» What you will do: Transcribe the listing exactly, leaving out every picture.

» Provided data:
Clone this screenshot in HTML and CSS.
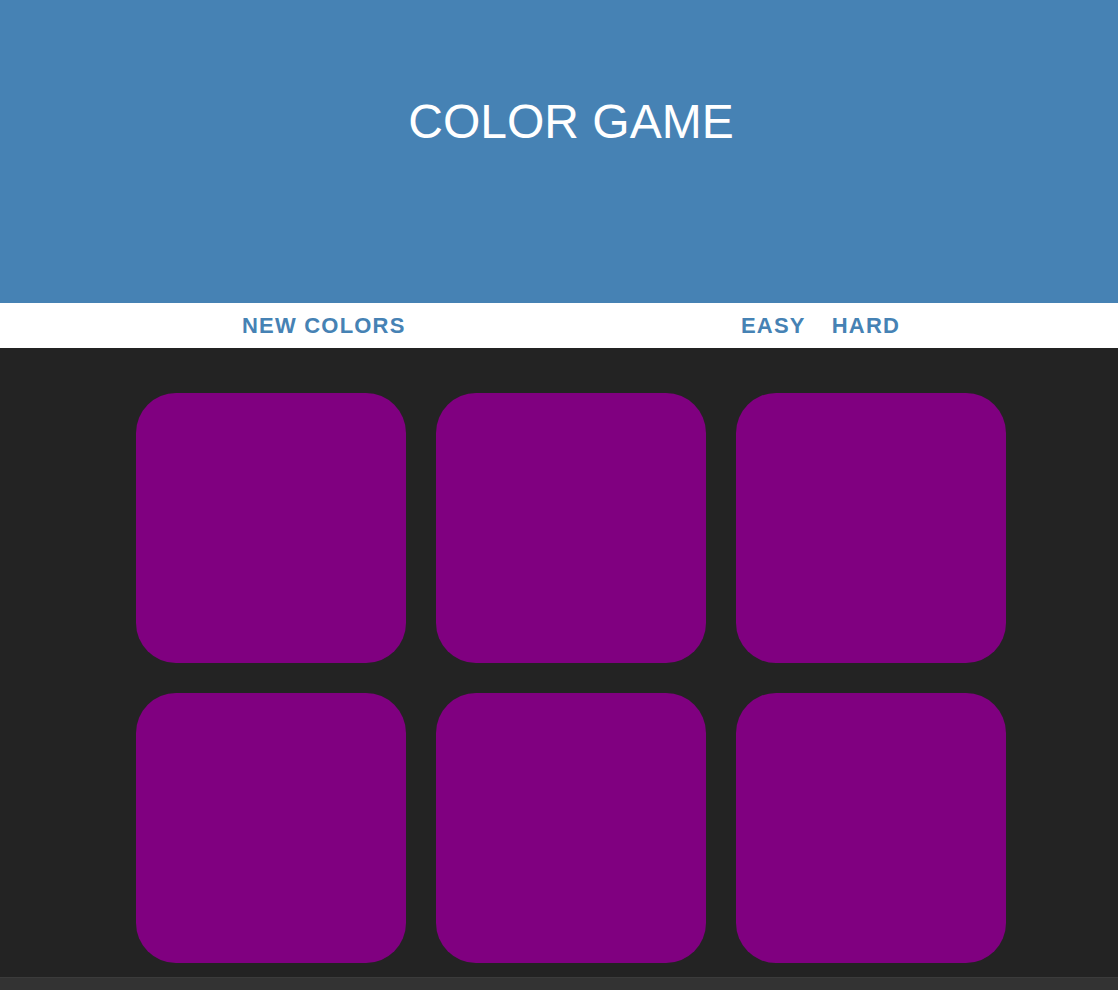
FILE: index.html
```html
<!DOCTYPE html>
<html>
<head>
<meta charset="utf-8">
<title>Color Game</title>
<link rel="stylesheet" href="styles.css">
</head>
<body>
<div class="page">
  <header class="header">
    <h1 class="title">COLOR GAME</h1>
  </header>
  <nav class="nav">
    <span class="btn btn-new">NEW COLORS</span>
    <span class="btn">EASY</span>
    <span class="btn btn-hard">HARD</span>
  </nav>
  <main class="board">
    <div class="square"></div>
    <div class="square"></div>
    <div class="square"></div>
    <div class="square"></div>
    <div class="square"></div>
    <div class="square"></div>
  </main>
  <div class="strip"></div>
</div>
</body>
</html>
```
FILE: styles.css
```css
html, body {
  margin: 0;
  padding: 0;
}
body {
  background: #232323;
  font-family: "Liberation Sans", Arial, sans-serif;
}
.page {
  height: 990px;
  display: flex;
  flex-direction: column;
  overflow: hidden;
}
.header {
  height: 303px;
  background: #4682b4;
  box-sizing: border-box;
  padding: 95px 0 0 24px;
  flex: none;
}
.title {
  margin: 0;
  text-align: center;
  color: #fff;
  font-weight: normal;
  font-size: 48px;
  line-height: 54px;
}
.nav {
  height: 45px;
  background: #fff;
  display: flex;
  align-items: center;
  padding-left: 242px;
  flex: none;
}
.btn {
  color: #4682b4;
  font-weight: 700;
  font-size: 22px;
  letter-spacing: 1.2px;
  line-height: 26px;
}
.btn-new {
  width: 499px;
}
.btn-hard {
  margin-left: 26px;
}
.board {
  flex: 1;
  display: grid;
  grid-template-columns: repeat(3, 270px);
  grid-auto-rows: 270px;
  gap: 30px;
  justify-content: center;
  align-content: start;
  padding: 45px 0 0 24px;
}
.square {
  background: #800080;
  border-radius: 40px;
}
.strip {
  height: 12px;
  flex: none;
  background: #333333;
  border-top: 1px solid #3b3b3b;
}
```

» Task result:
Clone this screenshot in HTML and CSS.
FILE: index.html
```html
<!DOCTYPE html>
<html>
<head>
<meta charset="utf-8">
<title>Color Game</title>
<link rel="stylesheet" href="styles.css">
</head>
<body>
<div class="page">
  <header class="header">
    <h1 class="title">COLOR GAME</h1>
  </header>
  <nav class="nav">
    <span class="btn btn-new">NEW COLORS</span>
    <span class="btn">EASY</span>
    <span class="btn btn-hard">HARD</span>
  </nav>
  <main class="board">
    <div class="square"></div>
    <div class="square"></div>
    <div class="square"></div>
    <div class="square"></div>
    <div class="square"></div>
    <div class="square"></div>
  </main>
  <div class="strip"></div>
</div>
</body>
</html>
```
FILE: styles.css
```css
html, body {
  margin: 0;
  padding: 0;
}
body {
  background: #232323;
  font-family: "Liberation Sans", Arial, sans-serif;
}
.page {
  height: 990px;
  display: flex;
  flex-direction: column;
  overflow: hidden;
}
.header {
  height: 303px;
  background: #4682b4;
  box-sizing: border-box;
  padding: 95px 0 0 24px;
  flex: none;
}
.title {
  margin: 0;
  text-align: center;
  color: #fff;
  font-weight: normal;
  font-size: 48px;
  line-height: 54px;
}
.nav {
  height: 45px;
  background: #fff;
  display: flex;
  align-items: center;
  padding-left: 242px;
  flex: none;
}
.btn {
  color: #4682b4;
  font-weight: 700;
  font-size: 22px;
  letter-spacing: 1.2px;
  line-height: 26px;
}
.btn-new {
  width: 499px;
}
.btn-hard {
  margin-left: 26px;
}
.board {
  flex: 1;
  display: grid;
  grid-template-columns: repeat(3, 270px);
  grid-auto-rows: 270px;
  gap: 30px;
  justify-content: center;
  align-content: start;
  padding: 45px 0 0 24px;
}
.square {
  background: #800080;
  border-radius: 40px;
}
.strip {
  height: 12px;
  flex: none;
  background: #333333;
  border-top: 1px solid #3b3b3b;
}
```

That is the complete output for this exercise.